Take “Millionaire” for example, unless you’re incredibly smart you have to bone up on all sorts of trivia and answer 11 questions to reach the $50,000 mark. $25,000 is the guaranteed amount that you can leave with so if you blow it from there, that’s only half of what you’re guaranteed to walk away with compared to Minute to Win It.Which is easier to reach $50,000? Fear Factor, a show where you had to do crazy and outrageous things also known for the gross shit you had to eat and/or lay in gave you 50 grand if you were tough enough. Solitary, where contestants are deprived of sleep, food, and sanity to play the ultimate mind game with not only themselves and a computer, but with 8 other contestants for a top prize of $50,000.

Also with those shows, there’s very little to prep for. Sure you can study tape and get a general of idea of what to expect but you don’t exactly know what will be thrown at you. Minute to Win It actually has the balls to tell you each of the games and the stuff required if you wanted to practice the games at home by posting the game list on NBC.com (they wouldn’t shut up about it throughout the show). So you at least know what’s in store, you can train until you feel ready for the real thing where you can snag $50,000 if not more. It’s the ultimate fast track to quick easy cash, the only real enemy and detractor however would be the clock.

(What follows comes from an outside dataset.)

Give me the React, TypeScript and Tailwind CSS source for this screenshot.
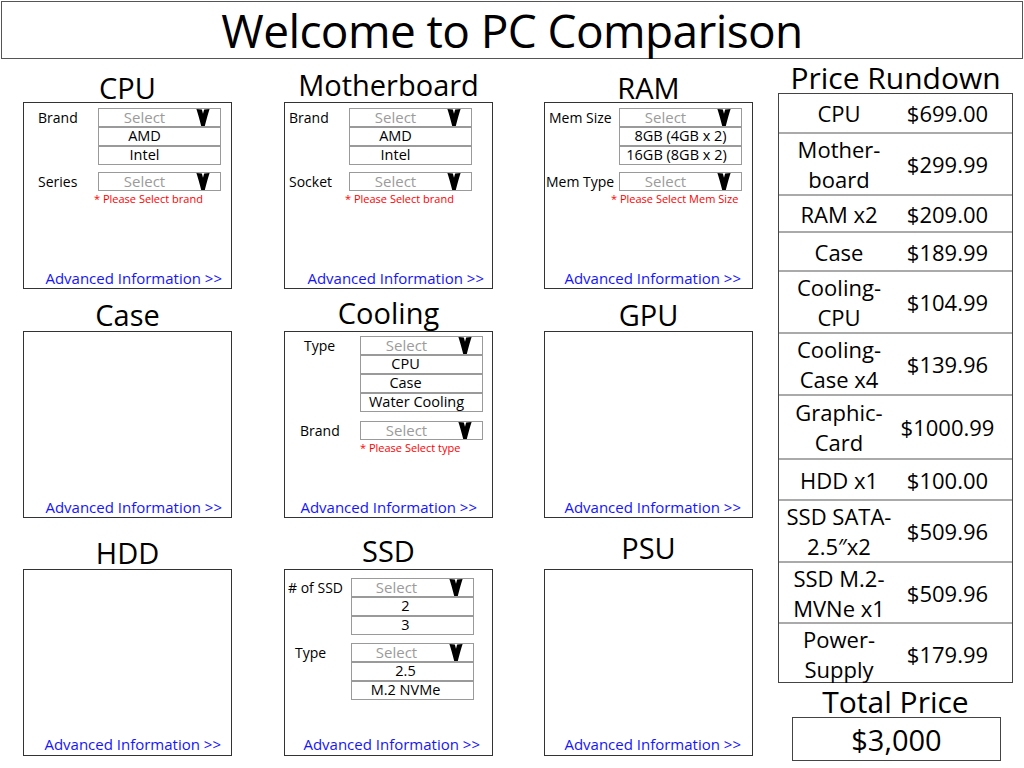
import React from 'react'

type Opt = { t: string; p?: string }

function Chevron() {
  return (
    <svg width="14" height="17" viewBox="0 0 14 18" className="absolute right-[10px] top-0">
      <path d="M0 0 Q3 0 5.8 0.5 L7 5 L8.2 0.5 Q11 0 14 0 Q12 6 8.9 18 L5.1 18 Q2 6 0 0 Z" fill="#000" />
    </svg>
  )
}

function Field({
  label,
  labelCls,
  options = [],
  selPad = 'pr-[30px]',
  className = '',
}: {
  label: string
  labelCls: string
  options?: Opt[]
  selPad?: string
  className?: string
}) {
  return (
    <div className={`flex ${className}`}>
      <div className={`shrink-0 h-[19px] flex items-center text-[14px] text-black whitespace-nowrap ${labelCls}`}>
        {label}
      </div>
      <div className="w-[123px] flex flex-col">
        <div
          className={`relative h-[19px] border border-[#9a9a9a] flex items-center justify-center text-[15px] text-[#9b9b9b] leading-none ${selPad}`}
        >
          Select
          <Chevron />
        </div>
        {options.map(o => (
          <div
            key={o.t}
            className={`h-[20px] -mt-px border border-t-2 border-[#9a9a9a] flex items-center justify-center text-[14.5px] text-black leading-none whitespace-nowrap ${o.p ?? 'pr-[30px]'}`}
          >
            {o.t}
          </div>
        ))}
      </div>
    </div>
  )
}

function Warn({ text, cls }: { text: string; cls: string }) {
  return <div className={`text-[11px] leading-[13px] text-[#ff0000] mt-[1px] whitespace-nowrap ${cls}`}>{text}</div>
}

function Panel({
  title,
  titleCls,
  linkCls,
  children,
}: {
  title: string
  titleCls: string
  linkCls: string
  children?: React.ReactNode
}) {
  return (
    <div className="flex flex-col w-[209px]">
      <div className={`flex items-end justify-center ${titleCls}`}>
        <span className="text-[29px] leading-none text-black">{title}</span>
      </div>
      <div className="h-[187px] shrink-0 border border-[#333] flex flex-col overflow-hidden">
        {children}
        <div className={`mt-auto text-right text-[15px] leading-[18px] text-[#1414ff] whitespace-nowrap ${linkCls}`}>
          Advanced Information &gt;&gt;
        </div>
      </div>
    </div>
  )
}

const prices: { label: string[]; price: string; h: string }[] = [
  { label: ['CPU'], price: '$699.00', h: 'h-[38px]' },
  { label: ['Mother-', 'board'], price: '$299.99', h: 'h-[62px]' },
  { label: ['RAM x2'], price: '$209.00', h: 'h-[37px]' },
  { label: ['Case'], price: '$189.99', h: 'h-[39px]' },
  { label: ['Cooling-', 'CPU'], price: '$104.99', h: 'h-[62px]' },
  { label: ['Cooling-', 'Case x4'], price: '$139.96', h: 'h-[62px]' },
  { label: ['Graphic-', 'Card'], price: '$1000.99', h: 'h-[64px]' },
  { label: ['HDD x1'], price: '$100.00', h: 'h-[41px]' },
  { label: ['SSD SATA-', '2.5″x2'], price: '$509.96', h: 'h-[62px]' },
  { label: ['SSD M.2-', 'MVNe x1'], price: '$509.96', h: 'h-[61px]' },
  { label: ['Power-', 'Supply'], price: '$179.99', h: 'h-[60px]' },
]

export default function App() {
  return (
    <div className="w-[1024px] h-[768px] bg-white overflow-hidden font-['Open_Sans',sans-serif] text-black">
      {/* Header */}
      <div className="ml-px mt-px w-[1022px] h-[58px] border border-[#555] flex items-center justify-center">
        <span className="text-[46px] leading-[56px] tracking-[-0.6px]">Welcome to PC Comparison</span>
      </div>

      <div className="flex">
        {/* Component panels */}
        <div className="pl-[23px] grid grid-cols-[261px_260px_209px] grid-rows-[230px_229px_238px]">
          {/* Row 1 */}
          <Panel title="CPU" titleCls="h-[43px] shrink-0" linkCls="pr-[9px] pb-[1px]">
            <Field
              className="mt-[5px]"
              label="Brand"
              labelCls="w-[74px] pl-[14px]"
              options={[{ t: 'AMD' }, { t: 'Intel' }]}
            />
            <Field className="mt-[7px]" label="Series" labelCls="w-[74px] pl-[14px]" />
            <Warn text="* Please Select brand" cls="ml-[70px]" />
          </Panel>
          <Panel title="Motherboard" titleCls="h-[43px] shrink-0 pb-[3px]" linkCls="pr-[8px] pb-[1px]">
            <Field
              className="mt-[5px]"
              label="Brand"
              labelCls="w-[64px] pl-[4px]"
              options={[{ t: 'AMD' }, { t: 'Intel' }]}
            />
            <Field className="mt-[7px]" label="Socket" labelCls="w-[64px] pl-[4px]" />
            <Warn text="* Please Select brand" cls="ml-[60px]" />
          </Panel>
          <Panel title="RAM" titleCls="h-[43px] shrink-0" linkCls="pr-[11px] pb-[1px]">
            <Field
              className="mt-[5px]"
              label="Mem Size"
              labelCls="w-[74px] pl-[4px]"
              options={[
                { t: '8GB (4GB x 2)', p: 'pr-0' },
                { t: '16GB (8GB x 2)', p: 'pr-[8px]' },
              ]}
            />
            <Field className="mt-[7px]" label="Mem Type" labelCls="w-[74px] pl-[1px]" />
            <Warn text="* Please Select Mem Size" cls="ml-[66px]" />
          </Panel>

          {/* Row 2 */}
          <Panel title="Case" titleCls="h-[42px] shrink-0 pb-[2px]" linkCls="pr-[9px] pb-[1px]" />
          <Panel title="Cooling" titleCls="h-[42px] shrink-0 pb-[4px]" linkCls="pr-[15px] pb-[1px]">
            <Field
              className="mt-[4px]"
              label="Type"
              labelCls="w-[75px] pl-[19px]"
              options={[{ t: 'CPU', p: 'pr-[32px]' }, { t: 'Case', p: 'pr-[32px]' }, { t: 'Water Cooling', p: 'pr-[10px]' }]}
            />
            <Field className="mt-[9px]" label="Brand" labelCls="w-[75px] pl-[15px]" />
            <Warn text="* Please Select type" cls="ml-[75px]" />
          </Panel>
          <Panel title="GPU" titleCls="h-[42px] shrink-0 pb-[2px]" linkCls="pr-[11px] pb-[1px]" />

          {/* Row 3 */}
          <Panel title="HDD" titleCls="h-[51px] shrink-0 pb-[2px]" linkCls="pr-[10px] pb-[2px]" />
          <Panel title="SSD" titleCls="h-[51px] shrink-0 pb-[4px]" linkCls="pr-[12px] pb-[2px]">
            <Field
              className="mt-[8px]"
              label="# of SSD"
              labelCls="w-[66px] pl-[3px]"
              selPad="pr-[32px]"
              options={[{ t: '2', p: 'pr-[14px]' }, { t: '3', p: 'pr-[14px]' }]}
            />
            <Field
              className="mt-[8px]"
              label="Type"
              labelCls="w-[66px] pl-[10px]"
              selPad="pr-[32px]"
              options={[{ t: '2.5', p: 'pr-[14px]' }, { t: 'M.2 NVMe', p: 'pr-[14px]' }]}
            />
          </Panel>
          <Panel title="PSU" titleCls="h-[51px] shrink-0 pb-[7px]" linkCls="pr-[11px] pb-[2px]" />
        </div>

        {/* Price rundown */}
        <div className="ml-[25px] w-[235px] flex flex-col">
          <div className="h-[34px] flex items-end justify-center">
            <span className="text-[30px] leading-none">Price Rundown</span>
          </div>
          <div className="border border-[#444]">
            {prices.map((r, i) => (
              <div
                key={i}
                className={`grid grid-cols-[120px_1fr] items-center ${r.h} ${i > 0 ? 'border-t-2 border-[#aaaaaa]' : ''}`}
              >
                <div className="flex flex-col items-center text-[22px] leading-[30px] whitespace-nowrap">
                  {r.label.map(l => (
                    <span key={l}>{l}</span>
                  ))}
                </div>
                <div className="text-center text-[22px] leading-none pr-[16px] whitespace-nowrap">{r.price}</div>
              </div>
            ))}
          </div>
          <div className="h-[34px] flex items-end justify-center">
            <span className="text-[30px] leading-none">Total Price</span>
          </div>
          <div className="ml-[14px] w-[209px] h-[44px] border border-[#444] flex items-center justify-center">
            <span className="text-[29px] leading-none">$3,000</span>
          </div>
        </div>
      </div>
    </div>
  )
}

As long you can balance some eggs salted on an unplugged lamp’s light bulb or maneuver a gumball into a marked square of a tennis racket using only your legs (actual stunts) in the time alotted anything’s possible which sort of sparked the idea in my noggin of…what if past millionaires from game shows socializing around about their winnings? Something like John Carpenter saying “Yeah, that Laugh-in question for the million on Millionaire was a cinch.”

Ken Jennings replies with “That’s nothing, try spending 74 days with Alex Trebek and racking up over a million in winnings”.

“You kidding me?” says Michelle Loewenstein “Try keeping a lead, avoid hitting a bankrupt, AND landing on the right space in the bonus round to solve and win the final puzzle to snag a million bucks.”

Any of the above, “What about you? What did you do to win a million bucks?”

Possible “Minute to Win It” Millionaire: “Me? All I had to do was rearrange a puzzle from the front of a cereal box and keep a fine balance of coat hangers dangling off of a curtain rod to earn my million”

Point being, Minute to Win It is insultingly simple to win money but with its simplistic nature leaves the door open to being the next big hit game show to sweep the nation. I’m not saying it will, but it certainly has the elements of becoming the next “Deal or No Deal”. I for one am sort’ve hooked and will be tuning in each week. That and I’m sort of intrigued to the wild card celebs on Celebrity Apprentice.